Directions for this task —
Write out the data below in full, unchanged, minus the images.

Data excerpt —

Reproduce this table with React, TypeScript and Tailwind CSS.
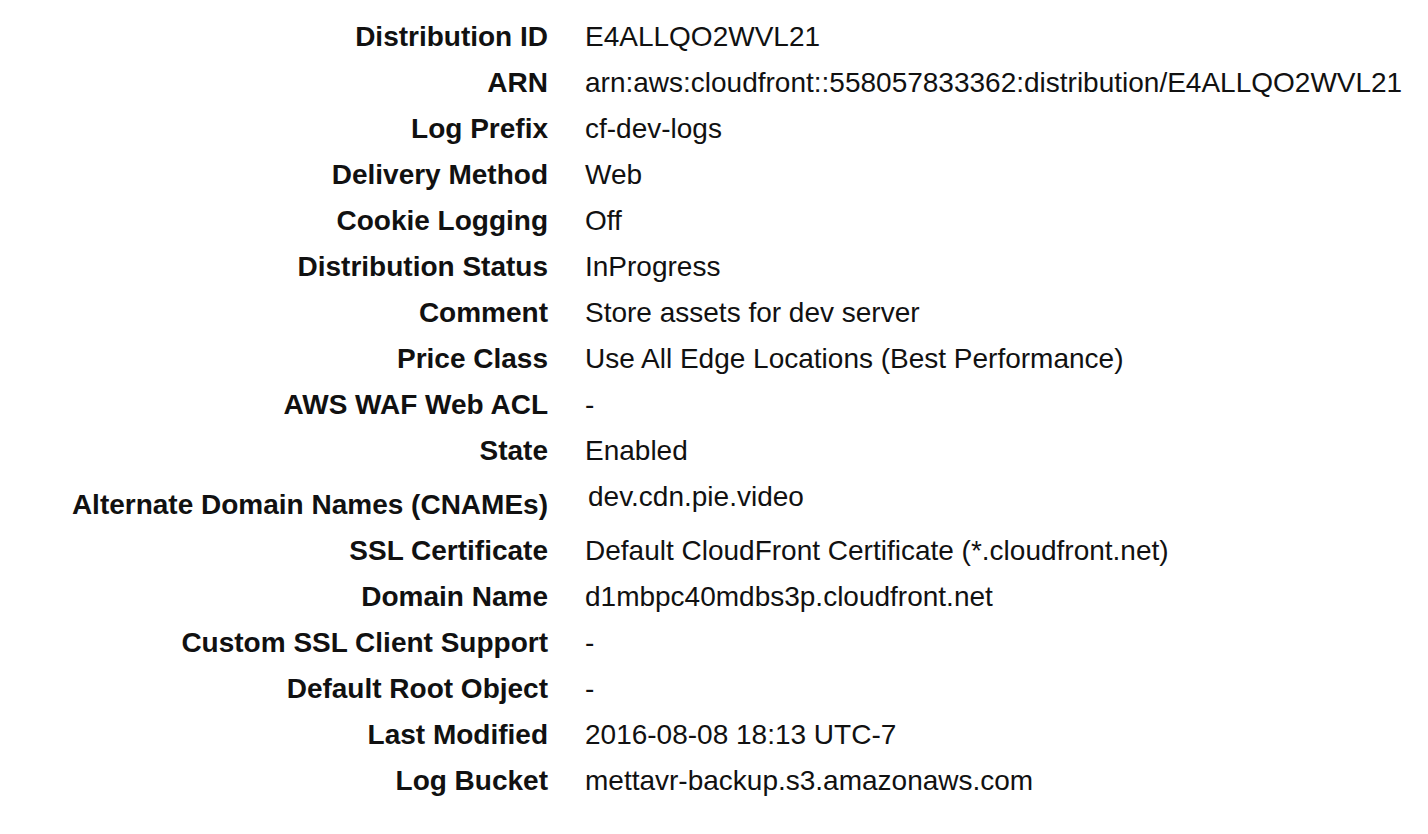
const rows: { label: string; value: string; tall?: boolean }[] = [
  { label: "Distribution ID", value: "E4ALLQO2WVL21" },
  { label: "ARN", value: "arn:aws:cloudfront::558057833362:distribution/E4ALLQO2WVL21" },
  { label: "Log Prefix", value: "cf-dev-logs" },
  { label: "Delivery Method", value: "Web" },
  { label: "Cookie Logging", value: "Off" },
  { label: "Distribution Status", value: "InProgress" },
  { label: "Comment", value: "Store assets for dev server" },
  { label: "Price Class", value: "Use All Edge Locations (Best Performance)" },
  { label: "AWS WAF Web ACL", value: "-" },
  { label: "State", value: "Enabled" },
  { label: "Alternate Domain Names (CNAMEs)", value: "dev.cdn.pie.video", tall: true },
  { label: "SSL Certificate", value: "Default CloudFront Certificate (*.cloudfront.net)" },
  { label: "Domain Name", value: "d1mbpc40mdbs3p.cloudfront.net" },
  { label: "Custom SSL Client Support", value: "-" },
  { label: "Default Root Object", value: "-" },
  { label: "Last Modified", value: "2016-08-08 18:13 UTC-7" },
  { label: "Log Bucket", value: "mettavr-backup.s3.amazonaws.com" },
]

export default function App() {
  return (
    <div className="min-h-[834px] w-[1428px] overflow-hidden bg-white pt-[14px] font-['Liberation_Sans',Arial,sans-serif] text-[28px] text-[#111]">
      {rows.map((row) => (
        <div key={row.label} className="flex items-start">
          <div className={`w-[548px] shrink-0 text-right font-bold leading-[46px] ${row.tall ? "pt-2" : ""}`}>
            {row.label}
          </div>
          <div className={`whitespace-nowrap pl-[37px] leading-[46px] ${row.tall ? "ml-[3px]" : ""}`}>
            {row.value}
          </div>
        </div>
      ))}
    </div>
  )
}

Solution for this problem —
Reproduce this table with React, TypeScript and Tailwind CSS.
const rows: { label: string; value: string; tall?: boolean }[] = [
  { label: "Distribution ID", value: "E4ALLQO2WVL21" },
  { label: "ARN", value: "arn:aws:cloudfront::558057833362:distribution/E4ALLQO2WVL21" },
  { label: "Log Prefix", value: "cf-dev-logs" },
  { label: "Delivery Method", value: "Web" },
  { label: "Cookie Logging", value: "Off" },
  { label: "Distribution Status", value: "InProgress" },
  { label: "Comment", value: "Store assets for dev server" },
  { label: "Price Class", value: "Use All Edge Locations (Best Performance)" },
  { label: "AWS WAF Web ACL", value: "-" },
  { label: "State", value: "Enabled" },
  { label: "Alternate Domain Names (CNAMEs)", value: "dev.cdn.pie.video", tall: true },
  { label: "SSL Certificate", value: "Default CloudFront Certificate (*.cloudfront.net)" },
  { label: "Domain Name", value: "d1mbpc40mdbs3p.cloudfront.net" },
  { label: "Custom SSL Client Support", value: "-" },
  { label: "Default Root Object", value: "-" },
  { label: "Last Modified", value: "2016-08-08 18:13 UTC-7" },
  { label: "Log Bucket", value: "mettavr-backup.s3.amazonaws.com" },
]

export default function App() {
  return (
    <div className="min-h-[834px] w-[1428px] overflow-hidden bg-white pt-[14px] font-['Liberation_Sans',Arial,sans-serif] text-[28px] text-[#111]">
      {rows.map((row) => (
        <div key={row.label} className="flex items-start">
          <div className={`w-[548px] shrink-0 text-right font-bold leading-[46px] ${row.tall ? "pt-2" : ""}`}>
            {row.label}
          </div>
          <div className={`whitespace-nowrap pl-[37px] leading-[46px] ${row.tall ? "ml-[3px]" : ""}`}>
            {row.value}
          </div>
        </div>
      ))}
    </div>
  )
}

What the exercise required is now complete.